Nobel Prize-winning poet Derek Walcott spoke to more than 200 students about poetry in an “un-poetic age” last week, kicking off the University’s 25th Honors Symposium.
“What is un-poetic about this age is brutality and conditioned indifference,” he said. “We can flip from a cereal ad to a famine in Africa on TV. Huge suffering is made minimal by the very technology that records it.”
Walcott said one of the problems with modern American poetry is its sole focus on how American society exists today.
“There aren’t too many American poems about the Holocaust or global hunger,” he said.
He also said American poets should write about the persecution of Native Americans but they tend to avoid the topic.
“A poet must absorb the idea of guilt as a reality of the American experience before the poet can write about the American experience,” he said.
Walcott also discussed the state of American art, saying it suffers from a condition of “almostness.”
“Most work is on the edge of becoming art,” he said. “The mass industry in music, cinema and novels stays in the area of almost art. All art has to do with the sadness of the human condition.”
During his hour-long speech, Walcott read his poems “Elsewhere,” “The Migrants” and one that will be published in his next collection.
Walcott spent an additional 30 minutes answering audience questions.
One student asked what advice he would give young writers.
“Don’t give it up for anything,” he said. “The more you apprentice yourself to a master the more you become yourself. Doing your own thing is the American way, but it doesn’t work.”
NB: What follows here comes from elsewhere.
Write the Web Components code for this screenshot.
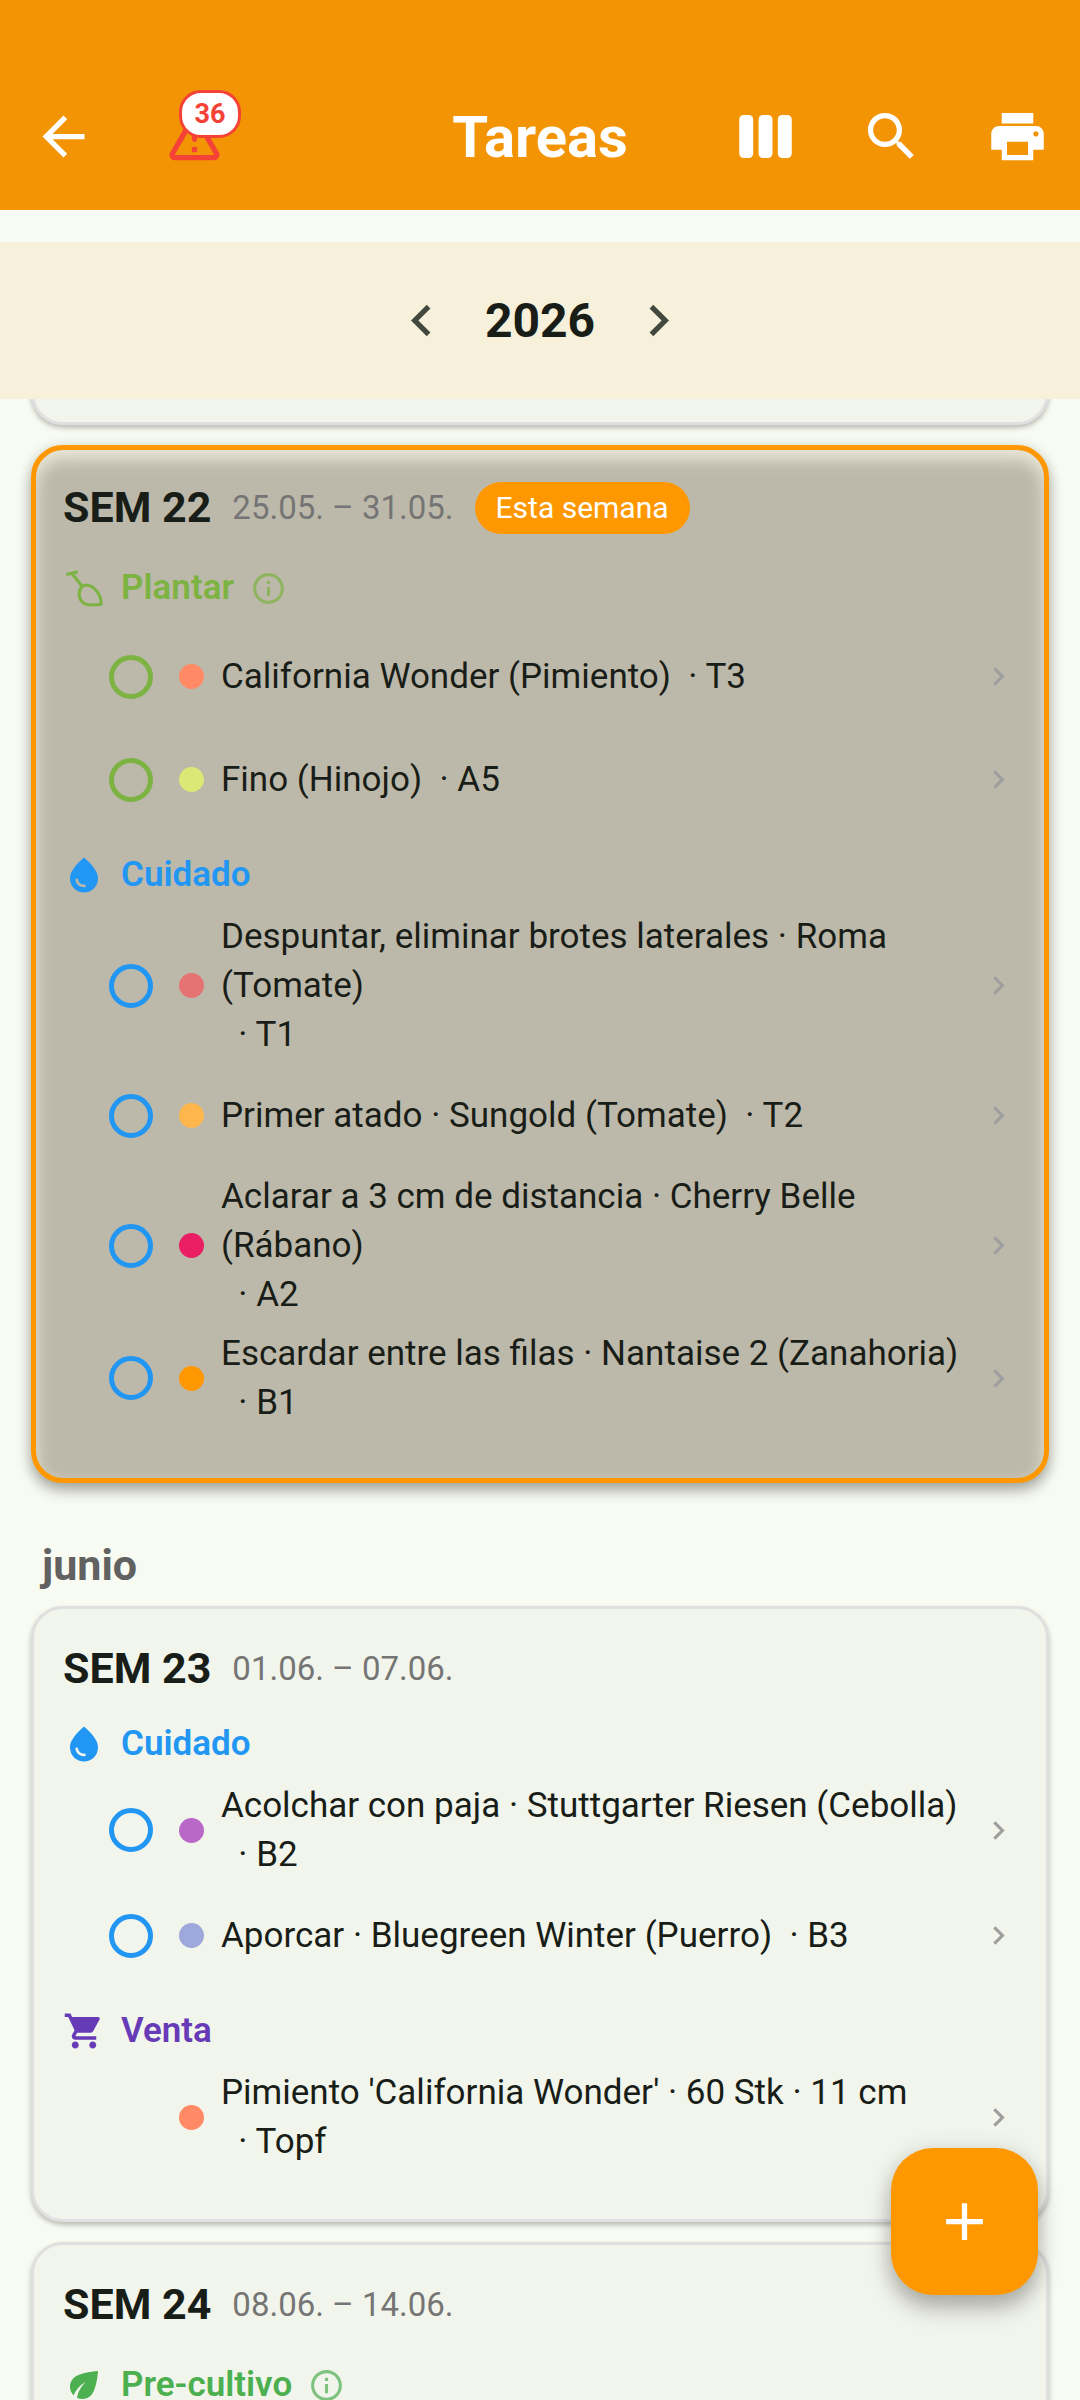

Another student asked how Walcott knows what a good poem is.
“You feel a translation from yourself into the poem,” he said. “You are dissolved into something beyond your mortality.”
Several students in attendance said they felt a connection with Walcott and liked his attitude towards poetry.
“His views about poetry nowadays are different from the norm,” sophomore Ian Hamilton said. “It was interesting to hear about the topic from an artistic perspective.”
The event launched this semester’s Honors Symposium, which the Honors Program holds each semester. Honors students receive credit for attending the three-day symposium that begins with a speech open to the public.
This semester marks the first time a poet has spoken at the symposium.
Senior Kristen Eckert, a coordinator for the symposium, said past speakers include attorney Alan Gerson, Harvard University professor E. O. Wilson, and political scientist Francis Fukuyama.
“This year is something different and original,” Eckert said.
Peter Rollberg, symposium organizer and associate professor of Slavic and film studies, said students asked for someone who would speak about culture.
“One can live without poetry, but I find that life is much richer and more fulfilling with poetry in it,” Rollberg said. “We can engage in an emotional aesthetic that does not have a primary bearing on our lives but still is important in other ways.”
“I think (Walcott) is a living testament to the impulse to keep creating,” said Donna Scarboro, assistant vice president for special academic programs. “He is very true and direct.”